Ieri in commissione Affari istituzionali la proposta è passata con l’astensione della destra e il parere contrario del Movimento 5 Stelle, il cui candidato alla presidenza, Gianni Mercorelli, arriva a parlare addirittura di «fascismo amministrativo». La discussione e il voto sul tema si consumeranno in consiglio regionale tra una settimana.

Inizialmente, la modifica della normativa elettorale regionale era stata proposta dai consiglieri di Uniti per le Marche (socialisti e civici) dieci giorni fa, all’interno della nuova legge sul garante dei Diritti della persona, ma l’iter era stato stoppato all’ultimo dal consigliere di Articolo Uno Gianluca Busilacchi. Adesso il tema è destinato a tornare al centro del dibattito, peraltro contro il parere del governo, che era stato impegnato dalla Camera a «rappresentare alle regioni l’inopportunità» di modificare le regole alla vigilia del voto.
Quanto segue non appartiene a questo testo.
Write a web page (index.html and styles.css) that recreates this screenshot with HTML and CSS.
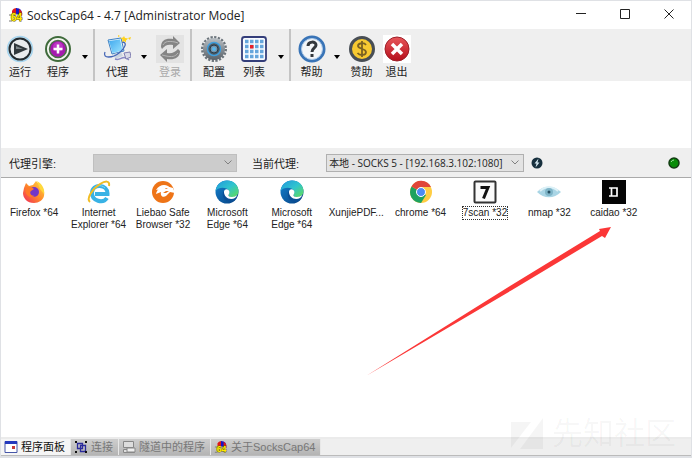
FILE: index.html
```html
<!DOCTYPE html>
<html lang="zh-CN">
<head>
  <meta charset="UTF-8" />
  <title>SocksCap64 - 4.7</title>
  <meta name="viewport" content="width=device-width, initial-scale=1.0"/>
  <link rel="stylesheet" href="styles.css">
</head>
<body>
  <!-- shared icons -->
  <svg class="defs" aria-hidden="true">
    <defs>
      <linearGradient id="edgeTop" x1="0" y1="0" x2="1" y2="1"><stop offset="0" stop-color="#2196dc"/><stop offset=".5" stop-color="#2fc4cf"/><stop offset="1" stop-color="#62dd55"/></linearGradient>
      <linearGradient id="edgeLow" x1="0" y1="0" x2="1" y2="1"><stop offset="0" stop-color="#1482cf"/><stop offset="1" stop-color="#073f80"/></linearGradient>
      <linearGradient id="metal" x1="0" y1="0" x2="0" y2="1"><stop offset="0" stop-color="#b9bfc4"/><stop offset="1" stop-color="#596168"/></linearGradient>
      <linearGradient id="fire" x1="1" y1="0" x2="0" y2="1"><stop offset="0" stop-color="#ffe047"/><stop offset=".5" stop-color="#ff8a2a"/><stop offset="1" stop-color="#f0255e"/></linearGradient>
      <linearGradient id="red" x1="0" y1="0" x2="0" y2="1"><stop offset="0" stop-color="#e8565a"/><stop offset="1" stop-color="#b50f1b"/></linearGradient>
      <linearGradient id="screen" x1="0" y1="0" x2="1" y2="1"><stop offset="0" stop-color="#40a8ee"/><stop offset="1" stop-color="#9be4ff"/></linearGradient>
    </defs>
    <symbol id="app" viewBox="0 0 16 16">
      <path d="M4 4Q5 1 9 1v6H4z" fill="#e01818"/>
      <path d="M8 1Q15 1 14 9L11 8 8 7z" fill="#1616c8"/>
      <path d="M11 2Q15 4 14 9l-3-2z" fill="#e01818"/>
      <path d="M1 8h3M1 14h3" stroke="#777"/>
      <text class="app-digits" x="3" y="14">64</text>
    </symbol>
    <symbol id="edge" viewBox="0 0 24 24">
      <circle cx="12" cy="12" r="11.500" fill="url(#edgeLow)"/>
      <path d="M.6 11C1.500 4.500 6.500.5 12 .5c7 0 11.500 5 11.500 10.500 0 4-3 6-6.500 6-2.500 0-4-1-3.500-2 1.500-2 1-5-2-6.500C8 7 3 7.500.6 11z" fill="url(#edgeTop)"/>
      <path d="M8.500 11c-2 4 0 9.500 5 10.800 3 .6 6-1 8-3.800-5 2.500-11 .5-13-7z" fill="#0a4f96"/>
      <path d="M9 11.500C9.500 9 12 8.500 13.500 10c1.500 1.500 1 3.500 0 5-.5 1 1 2 3.500 2 2 0 4-.7 5.200-2-1 2.500-3 4-6 4-4 0-7.500-3.500-7.200-7.500z" fill="#fff"/>
    </symbol>
  </svg>

  <div class="window">
    <header class="titlebar">
      <svg class="app-icon"><use href="#app"/></svg>
      <h1>SocksCap64 - 4.7 [Administrator Mode]</h1>
      <div class="window-controls">
        <button aria-label="Minimize"><svg viewBox="0 0 10 10"><path d="M0 4.500h10"/></svg></button>
        <button aria-label="Maximize"><svg viewBox="0 0 10 10"><path d="M.5.5h9v9h-9z"/></svg></button>
        <button aria-label="Close"><svg viewBox="0 0 10 10"><path d="M.5.5l9 9M9.500.5l-9 9"/></svg></button>
      </div>
    </header>

    <nav class="toolbar">
      <div class="group">
        <button class="tool">
          <svg viewBox="0 0 28 28"><circle cx="14" cy="14" r="12.500" fill="#d7e5ed" stroke="#a5d4ee" stroke-width="1.500"/><circle cx="14" cy="14" r="10.500" fill="#e8ebed" stroke="#222b30" stroke-width="2"/><path d="M8 8l14 6-14 6z" fill="#30383c"/><path d="M10 11l7 3h-7z" fill="#7d868a"/></svg>
          <span>运行</span>
        </button>
        <button class="tool">
          <svg viewBox="0 0 28 28"><circle cx="14" cy="14" r="12" fill="#f5f8f2" stroke="#3f6b3b" stroke-width="2"/><circle cx="14" cy="14" r="8.500" fill="#a51bae" stroke="#4a7047" stroke-width="1.500"/><circle cx="14" cy="12" r="5" fill="#bd37c5"/><path d="M14 9.500v9M9.500 14h9" stroke="#fff" stroke-width="2.500"/></svg>
          <span>程序</span>
        </button>
        <button class="drop" aria-label="程序菜单"></button>
      </div>
      <div class="group">
        <button class="tool">
          <svg viewBox="0 0 28 28"><path d="M5 5l13-2 3 13-12 3z" fill="#e7f3fb" stroke="#3f83c5"/><path d="M6 6l11-1.500 2.500 11L9.500 18z" fill="url(#screen)"/><path d="M11 19l7-2 2 4-8 3z" fill="#ccd5e0"/><path d="M19 7c6 0 3 6-3 11S-1 24 2 17" fill="none" stroke="#4365b5" stroke-width="1.300"/><path d="M12 24c5 2 7-3 11-1l3 2" fill="none" stroke="#8788c5" stroke-width="1.500"/><path d="M21 18l6-1 1 5-5 2z" fill="#d9dae8" stroke="#8280b2"/><path d="M21 1l1 2 3 .5-2 2v2L21 6l-2 1 .5-2.500L17 3l3-.5zM25 3l3-1-1 3zM15 0l2 1-2 1z" fill="#ffd21c"/></svg>
          <span>代理</span>
        </button>
        <button class="drop" aria-label="代理菜单"></button>
        <button class="tool" disabled>
          <svg viewBox="0 0 28 28"><path fill="#e3e3e3" d="M0 0h28v28H0z"/><path d="M5 12C5 5 10 3 17 4l0-3 7 7-7 6v-4C12 9 9 10 6 14z" fill="#858585"/><path d="M24 16c0 7-6 9-13 8v3l-7-7 7-6v4c5 1 8-1 11-4z" fill="#858585"/><path d="M7 10c2-4 6-4 12-3l3 1M22 18c-3 4-6 4-12 3l-4-1" fill="none" stroke="#b7b7b7"/></svg>
          <span>登录</span>
        </button>
      </div>
      <div class="group wide">
        <button class="tool">
          <svg viewBox="0 0 28 28"><circle cx="14" cy="14" r="11.500" fill="none" stroke="#6b747b" stroke-width="3" stroke-dasharray="2.200 1.400"/><circle cx="14" cy="14" r="11" fill="url(#metal)"/><circle cx="14" cy="14" r="6.500" fill="#4f5961" stroke="#3f9fde" stroke-width="1.500"/><circle cx="14" cy="14" r="4" fill="#7793a8" stroke="#263c4b"/><circle cx="14" cy="14" r="2" fill="#58b7ec"/></svg>
          <span>配置</span>
        </button>
        <div class="split">
          <button class="tool">
            <svg viewBox="0 0 28 28"><rect x="2" y="2" width="24" height="24" rx="2.500" fill="#f8fbff" stroke="#343e7a" stroke-width="1.800"/><path d="M5 6.500h19M5 11.500h19M5 16.500h19M5 21.500h19" stroke="#65a6dc" stroke-width="3.400" stroke-dasharray="3.500 1.500"/><path d="M10 10h3.500v3.500H10z" fill="#e81f27"/></svg>
            <span>列表</span>
          </button>
          <button class="drop" aria-label="列表菜单"></button>
        </div>
      </div>
      <div class="group compact">
        <button class="tool">
          <svg viewBox="0 0 28 28"><circle cx="14" cy="14" r="12" fill="#f4f6f8" stroke="#3974b7" stroke-width="3"/><circle cx="14" cy="14" r="10.500" fill="none" stroke="#adc9e8"/><path d="M10 11c0-5 8-5 8-1 0 3-4 3-4 7" fill="none" stroke="#34383d" stroke-width="3"/><path d="M12.500 19h3v3h-3z" fill="#34383d"/></svg>
          <span>帮助</span>
        </button>
        <button class="drop" aria-label="帮助菜单"></button>
        <button class="tool">
          <svg viewBox="0 0 28 28"><circle cx="14" cy="14" r="11.500" fill="#f7c931" stroke="#484e55" stroke-width="3"/><path d="M18 10c-2-3-8-2-8 1s8 2.500 8 6-6 4-8.500 1M14 6v16" fill="none" stroke="#7a6122" stroke-width="1.800"/></svg>
          <span>赞助</span>
        </button>
        <button class="tool">
          <svg viewBox="0 0 28 28"><path fill="#fff" d="M0 0h28v28H0z"/><circle cx="14" cy="14" r="12" fill="url(#red)" stroke="#9d2029"/><path d="M9 9l10 10M19 9L9 19" stroke="#fff" stroke-width="3.500"/></svg>
          <span>退出</span>
        </button>
      </div>
    </nav>

    <div class="banner"></div>

    <div class="proxybar">
      <label for="engine">代理引擎:</label>
      <select id="engine" class="engine" disabled><option></option></select>
      <label for="proxy">当前代理:</label>
      <select id="proxy" class="proxy"><option>本地 - SOCKS 5 - [192.168.3.102:1080]</option></select>
      <button class="test" aria-label="测试代理">
        <svg viewBox="0 0 12 12"><circle cx="6" cy="6" r="5.500" fill="#17303e"/><path d="M7.500 1.500L3.500 6.500h2l-1 4 4-5h-2z" fill="#d4e6ef"/></svg>
      </button>
      <svg class="led" viewBox="0 0 12 12"><circle cx="6" cy="6" r="5" fill="#078b07" stroke="#123c12" stroke-width="1.500"/><path d="M3 5q1-2 3-2" fill="none" stroke="#9ee29e"/></svg>
    </div>

    <main class="panel">
      <ul class="apps">
        <li>
          <svg viewBox="0 0 24 24"><path d="M2 8l2-5 3 3 4-1 3-4 3 3c4 3 6 7 5 12-1 4-5 7-10 7C5 23 1 18 1 13z" fill="url(#fire)"/><path d="M15 1c5 3 8 8 7 13l-4-5z" fill="#ffd83c"/><circle cx="12" cy="12" r="5" fill="#7136c8"/><path d="M4 8c3-2 6-1 8 1l-3 2c-2 2 0 5 4 5-6 3-11-2-9-8z" fill="#ff7a28"/></svg>
          <span>Firefox *64</span>
        </li>
        <li>
          <svg viewBox="0 0 24 24"><path d="M20 18C16 24 5 21 5 13 5 3 21 4 20.500 14H8" fill="none" stroke="#39b2e5" stroke-width="4"/><path d="M6 11c1-6 8-7 12-3" fill="none" stroke="#83d5f4"/><path d="M3 22C-1 19 5 9 13 4c5-3 10-4 9 2" fill="none" stroke="#f1bd25" stroke-width="2"/></svg>
          <span>Internet<br>Explorer *64</span>
        </li>
        <li>
          <svg viewBox="0 0 24 24"><circle cx="12" cy="12" r="11" fill="#ee7417"/><path d="M24 13l-5-1-4 4c-3 2-6 0-5-4l-5 2c1-5 5-8 10-8l7 2z" fill="#fff"/><path d="M5 10c3-5 8-6 12-4l3 3-4 1-5-1z" fill="#fff"/><path d="M14 8l3 0-2 1z" fill="#ee7417"/><path d="M12 13l3-2 3 0-3 2z" fill="#ee7417"/></svg>
          <span>Liebao Safe<br>Browser *32</span>
        </li>
        <li><svg><use href="#edge"/></svg><span>Microsoft<br>Edge *64</span></li>
        <li><svg><use href="#edge"/></svg><span>Microsoft<br>Edge *64</span></li>
        <li><svg></svg><span>XunjiePDF...</span></li>
        <li>
          <svg viewBox="0 0 24 24"><circle cx="12" cy="12" r="11" fill="#ffcd43"/><path d="M12 12L2.500 6.500A11 11 0 0 0 12 23l5-8z" fill="#1da261"/><path d="M12 12L2.500 6.500A11 11 0 0 1 22 7H12z" fill="#e04438"/><circle cx="12" cy="12" r="4.500" fill="#4c8bf5" stroke="#fff" stroke-width="1"/></svg>
          <span>chrome *64</span>
        </li>
        <li>
          <svg viewBox="0 0 24 24"><rect x="1.500" y="1.500" width="21" height="21" rx="1" fill="#fafafa" stroke="#333" stroke-width="2"/><path d="M7.500 7.500h7.500L10.500 18.500" fill="none" stroke="#111" stroke-width="3"/></svg>
          <span class="focused">7scan *32</span>
        </li>
        <li>
          <svg viewBox="0 0 24 24"><path d="M0 12C6 5 17 5 24 12 17 19 7 19 0 12z" fill="#a9d5e5"/><path d="M3 11c5-5 13-5 18 0" fill="none" stroke="#ddf1f7" stroke-width="2"/><circle cx="12" cy="12" r="4" fill="#7fb5c8"/><circle cx="12" cy="12" r="1.500" fill="#244e61"/></svg>
          <span>nmap *32</span>
        </li>
        <li>
          <svg viewBox="0 0 24 24"><path fill="#050505" d="M0 0h24v24H0z"/><path d="M7 8h8v8H7M9.500 8v8" fill="none" stroke="#fff" stroke-width="1.700"/></svg>
          <span>caidao *32</span>
        </li>
      </ul>
    </main>

    <footer class="tabs">
      <button class="tab active">
        <svg viewBox="0 0 14 14"><path d="M1 1.500h12v11H1z" fill="#fff" stroke="#4656a8"/><path d="M1 1h12v3H1z" fill="#2439bd"/><path d="M8 6h3v3H8z" fill="#c43a3a"/></svg>
        <span>程序面板</span>
      </button>
      <button class="tab">
        <svg viewBox="0 0 14 14"><path d="M3.500 3.500h5v5h-5zM6.500 5.500h5v6h-5z" fill="none" stroke="#2a2a9c" stroke-width="1.300"/><path d="M1 1h2v2H1zM11 1h2v2h-2zM1 11h2v2H1zM11 11h2v2h-2z" fill="#111"/></svg>
        <span>连接</span>
      </button>
      <button class="tab">
        <svg viewBox="0 0 14 14"><path d="M1.500 1.500h10v6h-10zM1.500 9.500h11v3h-11z" fill="#ddd" stroke="#888"/><path d="M5 8h8v4H5z" fill="#eee" stroke="#888"/></svg>
        <span>隧道中的程序</span>
      </button>
      <button class="tab">
        <svg viewBox="0 0 16 16"><use href="#app"/></svg>
        <span>关于SocksCap64</span>
      </button>
    </footer>
  </div>

  <svg class="arrow" viewBox="0 0 248 152"><path d="M1 149L145 59 235 4 234 2 246 0 240 11 237 9 147 63z" fill="#fb3737"/></svg>
  <div class="watermark">
    <svg viewBox="0 0 32 32"><path d="M0 4h20L0 30zM32 0v31H9z"/></svg>
    <span>先知社区</span>
  </div>
</body>
</html>
```
FILE: styles.css
```css
* {
  box-sizing: border-box;
}
body {
  margin: 0;
  height: 100vh;
  padding: 1px 1px 2px;
  position: relative;
  overflow: hidden;
  background-color: #dfe1e5;
  color: #222;
  font-family: "Liberation Sans", "Noto Sans CJK SC", sans-serif;
  font-size: 11px;
}
button {
  border: none;
  padding: 0;
  background: none;
  color: inherit;
  font: inherit;
}
.defs {
  position: absolute;
  width: 0;
  height: 0;
}
.window {
  display: flex;
  flex-direction: column;
  height: 100%;
  background-color: #fff;
}
.titlebar {
  display: flex;
  align-items: center;
  height: 28px;
  padding-left: 7px;
  flex: none;
}
.app-icon {
  width: 16px;
  height: 16px;
}
.app-digits {
  fill: #ffea00;
  stroke: #6b6000;
  stroke-width: 1px;
  paint-order: stroke;
  font: bold 10px "Liberation Sans", sans-serif;
}
h1 {
  margin: 0 auto 0 3px;
  font: 12px "Open Sans", sans-serif;
}
.window-controls {
  display: flex;
}
.window-controls button {
  width: 44px;
  height: 28px;
}
.window-controls svg {
  width: 10px;
  height: 10px;
  fill: none;
  stroke: #222;
}
.toolbar {
  display: flex;
  height: 52px;
  flex: none;
  background-color: #efefef;
}
.group {
  display: flex;
  padding-right: 1px;
  margin-right: 3px;
  border-right: 2px solid #c4c4c4;
}
.group:last-child {
  border: none;
}
.wide {
  gap: 2px;
}
.split {
  display: flex;
}
.tool {
  display: flex;
  flex-direction: column;
  align-items: center;
  width: 38px;
  padding-top: 6px;
  line-height: 18px;
}
.compact .tool {
  width: 35px;
}
.tool svg {
  width: 28px;
  height: 28px;
}
.tool:disabled {
  color: #aaa;
}
.drop {
  width: 15px;
}
.drop::before {
  content: "";
  display: block;
  width: 0;
  margin: 3px auto 0;
  border: 3px solid transparent;
  border-top: 4px solid #000;
  border-bottom: none;
}
.banner {
  height: 67px;
  flex: none;
}
.proxybar {
  display: flex;
  align-items: center;
  height: 30px;
  padding: 0 11px 0 8px;
  flex: none;
  background-color: #efefef;
  border-bottom: 1px solid #aaa;
}
select {
  appearance: none;
  height: 18px;
  padding: 0 2px;
  border: 1px solid #b0b0b0;
  border-radius: 0;
  background: #e3e3e3 url("data:image/svg+xml,%3Csvg xmlns='http://www.w3.org/2000/svg' width='8' height='5'%3E%3Cpath d='M.5.5L4 4 7.500.5' fill='none' stroke='%23808080'/%3E%3C/svg%3E") no-repeat right 4px center;
  color: #222;
  font: 10px "Open Sans", "Noto Sans CJK SC", sans-serif;
}
.engine {
  width: 144px;
  margin: 0 15px 0 37px;
}
.engine:disabled {
  background-color: #ccc;
  border-color: #bfbfbf;
  opacity: 1;
}
.proxy {
  width: 198px;
  margin: 0 7px 0 27px;
}
.test {
  display: flex;
}
.test svg,
.led {
  width: 12px;
  height: 12px;
}
.led {
  margin-left: auto;
}
.panel {
  flex: 1;
  border-bottom: 2px solid #ebebeb;
}
.apps {
  display: grid;
  grid-template-columns: repeat(10, 1fr);
  margin: 0;
  padding: 2px 45px 0 1px;
  list-style: none;
  font-size: 10px;
  line-height: 12px;
  text-align: center;
}
.apps li {
  display: flex;
  flex-direction: column;
  align-items: center;
  gap: 3px;
}
.apps svg {
  width: 24px;
  height: 24px;
}
.focused {
  outline: 1px dotted #333;
}
.tabs {
  display: flex;
  height: 17px;
  flex: none;
  background-color: #efefef;
  border-bottom: 1px solid #bbb;
}
.tab {
  display: flex;
  align-items: center;
  gap: 3px;
  padding: 0 5px 0 3px;
  border-right: 1px solid #e8e8e8;
  background: linear-gradient(#cecece, #b4b4b4);
  color: #777;
  line-height: 16px;
}
.tab svg {
  width: 14px;
  height: 14px;
}
.tab.active {
  background: #f5f5f5;
  color: #111;
}
/* annotation drawn over the list */
.arrow {
  position: absolute;
  left: 365px;
  top: 227px;
  width: 248px;
  height: 152px;
}
.watermark {
  position: absolute;
  right: 16px;
  bottom: 8px;
  display: flex;
  align-items: center;
  gap: 9px;
  color: rgba(0, 0, 0, 0.04);
  font-size: 31px;
  line-height: 32px;
}
.watermark svg {
  width: 32px;
  height: 32px;
  fill: currentColor;
}
```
«Si tratta di un’autentica porcata liberticida che non ha analogie in nessuna regione italiana ed è evidentemente volta a colpire ogni ipotesi di candidatura autonoma, che possa aggregare le aree che non si riconoscono nella pessima esperienza della giunta presieduta dal dem Luca Ceriscioli. Con queste iniziative antidemocratiche e di dubbia costituzionalità il Pd vuole presentarsi come argine contro le destre?», commenta il segretario di Rifondazione comunista Maurizio Acerbo, che annuncia anche una serie di mobilitazioni nelle Marche, dove, a sinistra, è in costruzione la lista «Dipende da noi» guidata dal filosofo Roberto Mancini.

Nel Pd le acque sono agitatissime. La candidatura del sindaco di Senigallia Maurizio Mangialardi stenta a decollare, travolta com’è da problemi sempre nuovi che dividono il partito ogni due o tre giorni. Questa della legge elettorale è l’ennesima grana: tre consiglieri sarebbero fortemente contrari, mentre il segretario regionale dem Giovanni Gostoli appare spaesato e, sollecitato a intervenire per chiarire quale sia la linea, si è limitato a «prendere atto» che nel Pd in molti sono d’accordo con questa modifica.

Se Atene piange, comunque, Sparta certo non ride. Anche la destra non sa bene come comportarsi: a Roma gli ordini del giorno presentati alla Camera affinché le regioni non modifichino la legge elettorale sono venuti da Forza Italia e da Fratelli d’Italia, ad Ancona però i consiglieri ancora non si espongono, e infatti con la loro astensione hanno aiutato il centrosinistra a portare la modifica della legge al prossimo consiglio. Anche qui, nell’ombra è finito il candidato Francesco Acquaroli (FdI), che giusto ieri ha ricevuto la benedizione ufficiale della trimurti Salvini-Meloni-Berlusconi.

Il problema è che non si sa quanto i cacicchi locali siano inclini a prendere ordini dai propri leader nazionali, persi come sono tra misteri e magie intelligibili solo agli iniziati, ovvero a chi segue da vicino le piccole vicende territoriali, dove poi bisognerà andare a caccia di preferenze per farsi eleggere.

In tutto questo, sono scomparsi gli unici due temi davvero rilevanti per i cittadini marchigiani: il terremoto (ci sono ancora 26mila persone fuori di casa) e la riforma sanitaria, per ora ferma soltanto alla chiusura degli ospedali periferici (13 negli ultimi dieci anni) in assenza di una vera riprogrammazione. Un problema che si è fatto sentire in maniera durissima durante la crisi del coronavirus, con la saturazione delle terapie intensive e poi pure con l’incredibile vicenda del Covid Center di Civitanova Marche costruito da Guido Bertolaso e dall’Ordine di Malta.